• Entries:
####################

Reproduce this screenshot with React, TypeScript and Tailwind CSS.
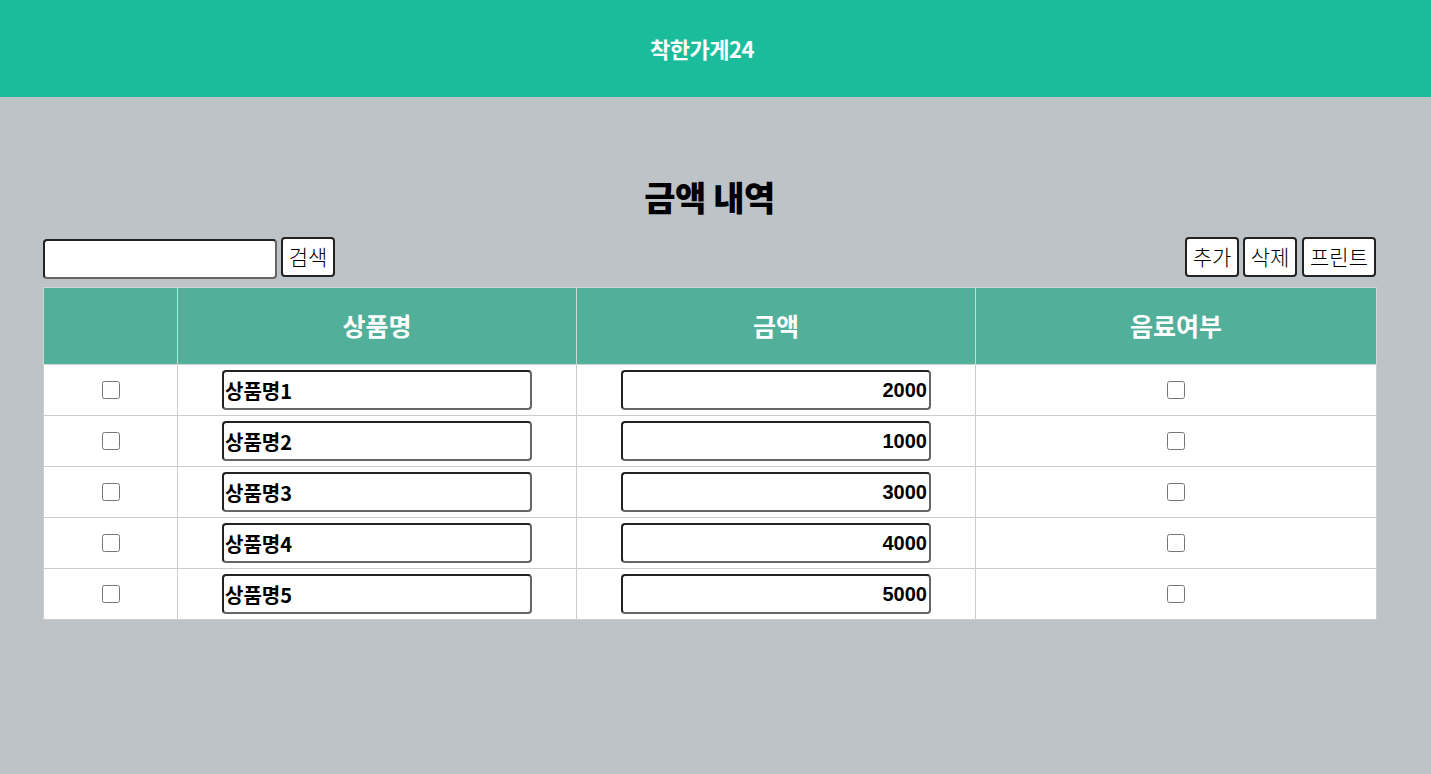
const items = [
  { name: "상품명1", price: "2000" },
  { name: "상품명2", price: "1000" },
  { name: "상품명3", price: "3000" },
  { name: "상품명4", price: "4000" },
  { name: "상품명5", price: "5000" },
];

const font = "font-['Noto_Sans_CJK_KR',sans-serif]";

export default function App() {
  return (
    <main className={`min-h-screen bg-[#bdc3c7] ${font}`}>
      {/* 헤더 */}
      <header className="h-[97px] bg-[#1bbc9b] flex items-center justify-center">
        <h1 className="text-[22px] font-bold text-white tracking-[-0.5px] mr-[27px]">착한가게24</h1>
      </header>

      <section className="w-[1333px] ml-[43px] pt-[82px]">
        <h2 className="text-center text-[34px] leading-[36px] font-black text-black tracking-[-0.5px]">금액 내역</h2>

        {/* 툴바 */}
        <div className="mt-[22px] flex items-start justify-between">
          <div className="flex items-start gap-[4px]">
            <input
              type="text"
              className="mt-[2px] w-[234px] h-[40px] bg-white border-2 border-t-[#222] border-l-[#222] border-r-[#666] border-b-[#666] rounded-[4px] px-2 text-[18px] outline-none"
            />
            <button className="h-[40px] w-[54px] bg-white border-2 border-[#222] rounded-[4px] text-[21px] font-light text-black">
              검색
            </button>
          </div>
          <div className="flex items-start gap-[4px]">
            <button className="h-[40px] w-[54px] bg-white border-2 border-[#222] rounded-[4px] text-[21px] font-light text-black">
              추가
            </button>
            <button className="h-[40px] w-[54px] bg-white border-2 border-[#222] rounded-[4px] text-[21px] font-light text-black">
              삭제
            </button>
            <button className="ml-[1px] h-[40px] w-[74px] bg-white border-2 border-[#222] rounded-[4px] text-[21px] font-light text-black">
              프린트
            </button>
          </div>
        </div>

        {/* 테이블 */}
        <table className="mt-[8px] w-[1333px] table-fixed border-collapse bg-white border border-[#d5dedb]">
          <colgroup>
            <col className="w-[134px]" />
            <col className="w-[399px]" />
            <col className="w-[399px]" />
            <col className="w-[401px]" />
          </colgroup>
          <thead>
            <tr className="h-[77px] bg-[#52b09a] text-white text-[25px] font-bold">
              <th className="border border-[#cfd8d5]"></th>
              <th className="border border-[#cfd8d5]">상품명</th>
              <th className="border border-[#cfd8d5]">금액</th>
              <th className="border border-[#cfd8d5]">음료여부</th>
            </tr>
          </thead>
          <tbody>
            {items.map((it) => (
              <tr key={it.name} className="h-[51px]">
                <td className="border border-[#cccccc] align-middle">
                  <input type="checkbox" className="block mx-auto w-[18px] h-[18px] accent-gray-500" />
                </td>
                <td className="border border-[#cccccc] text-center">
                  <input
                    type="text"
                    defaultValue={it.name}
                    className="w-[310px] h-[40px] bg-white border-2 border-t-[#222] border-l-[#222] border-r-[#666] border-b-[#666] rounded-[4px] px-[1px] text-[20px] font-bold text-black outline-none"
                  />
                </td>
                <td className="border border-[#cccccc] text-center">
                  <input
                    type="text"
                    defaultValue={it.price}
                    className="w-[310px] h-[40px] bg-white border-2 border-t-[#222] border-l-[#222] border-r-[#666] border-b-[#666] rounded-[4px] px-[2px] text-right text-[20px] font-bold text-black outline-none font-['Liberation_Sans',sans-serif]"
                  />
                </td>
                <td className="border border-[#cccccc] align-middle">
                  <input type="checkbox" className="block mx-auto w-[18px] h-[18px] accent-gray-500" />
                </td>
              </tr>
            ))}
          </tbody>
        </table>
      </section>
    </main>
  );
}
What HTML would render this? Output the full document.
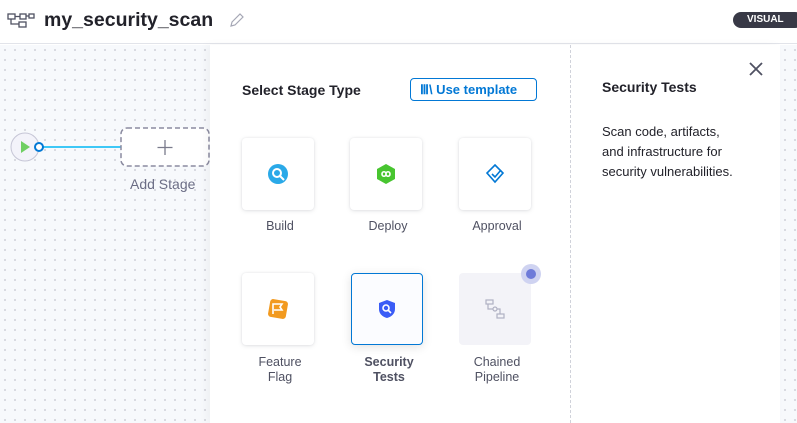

####################

• Goal: Repeat the material above in full and exactly, omitting the pictures.

• Result of this task:
Reproduce this screenshot with React, TypeScript and Tailwind CSS.
const items = [
  { name: "상품명1", price: "2000" },
  { name: "상품명2", price: "1000" },
  { name: "상품명3", price: "3000" },
  { name: "상품명4", price: "4000" },
  { name: "상품명5", price: "5000" },
];

const font = "font-['Noto_Sans_CJK_KR',sans-serif]";

export default function App() {
  return (
    <main className={`min-h-screen bg-[#bdc3c7] ${font}`}>
      {/* 헤더 */}
      <header className="h-[97px] bg-[#1bbc9b] flex items-center justify-center">
        <h1 className="text-[22px] font-bold text-white tracking-[-0.5px] mr-[27px]">착한가게24</h1>
      </header>

      <section className="w-[1333px] ml-[43px] pt-[82px]">
        <h2 className="text-center text-[34px] leading-[36px] font-black text-black tracking-[-0.5px]">금액 내역</h2>

        {/* 툴바 */}
        <div className="mt-[22px] flex items-start justify-between">
          <div className="flex items-start gap-[4px]">
            <input
              type="text"
              className="mt-[2px] w-[234px] h-[40px] bg-white border-2 border-t-[#222] border-l-[#222] border-r-[#666] border-b-[#666] rounded-[4px] px-2 text-[18px] outline-none"
            />
            <button className="h-[40px] w-[54px] bg-white border-2 border-[#222] rounded-[4px] text-[21px] font-light text-black">
              검색
            </button>
          </div>
          <div className="flex items-start gap-[4px]">
            <button className="h-[40px] w-[54px] bg-white border-2 border-[#222] rounded-[4px] text-[21px] font-light text-black">
              추가
            </button>
            <button className="h-[40px] w-[54px] bg-white border-2 border-[#222] rounded-[4px] text-[21px] font-light text-black">
              삭제
            </button>
            <button className="ml-[1px] h-[40px] w-[74px] bg-white border-2 border-[#222] rounded-[4px] text-[21px] font-light text-black">
              프린트
            </button>
          </div>
        </div>

        {/* 테이블 */}
        <table className="mt-[8px] w-[1333px] table-fixed border-collapse bg-white border border-[#d5dedb]">
          <colgroup>
            <col className="w-[134px]" />
            <col className="w-[399px]" />
            <col className="w-[399px]" />
            <col className="w-[401px]" />
          </colgroup>
          <thead>
            <tr className="h-[77px] bg-[#52b09a] text-white text-[25px] font-bold">
              <th className="border border-[#cfd8d5]"></th>
              <th className="border border-[#cfd8d5]">상품명</th>
              <th className="border border-[#cfd8d5]">금액</th>
              <th className="border border-[#cfd8d5]">음료여부</th>
            </tr>
          </thead>
          <tbody>
            {items.map((it) => (
              <tr key={it.name} className="h-[51px]">
                <td className="border border-[#cccccc] align-middle">
                  <input type="checkbox" className="block mx-auto w-[18px] h-[18px] accent-gray-500" />
                </td>
                <td className="border border-[#cccccc] text-center">
                  <input
                    type="text"
                    defaultValue={it.name}
                    className="w-[310px] h-[40px] bg-white border-2 border-t-[#222] border-l-[#222] border-r-[#666] border-b-[#666] rounded-[4px] px-[1px] text-[20px] font-bold text-black outline-none"
                  />
                </td>
                <td className="border border-[#cccccc] text-center">
                  <input
                    type="text"
                    defaultValue={it.price}
                    className="w-[310px] h-[40px] bg-white border-2 border-t-[#222] border-l-[#222] border-r-[#666] border-b-[#666] rounded-[4px] px-[2px] text-right text-[20px] font-bold text-black outline-none font-['Liberation_Sans',sans-serif]"
                  />
                </td>
                <td className="border border-[#cccccc] align-middle">
                  <input type="checkbox" className="block mx-auto w-[18px] h-[18px] accent-gray-500" />
                </td>
              </tr>
            ))}
          </tbody>
        </table>
      </section>
    </main>
  );
}
What HTML would render this? Output the full document.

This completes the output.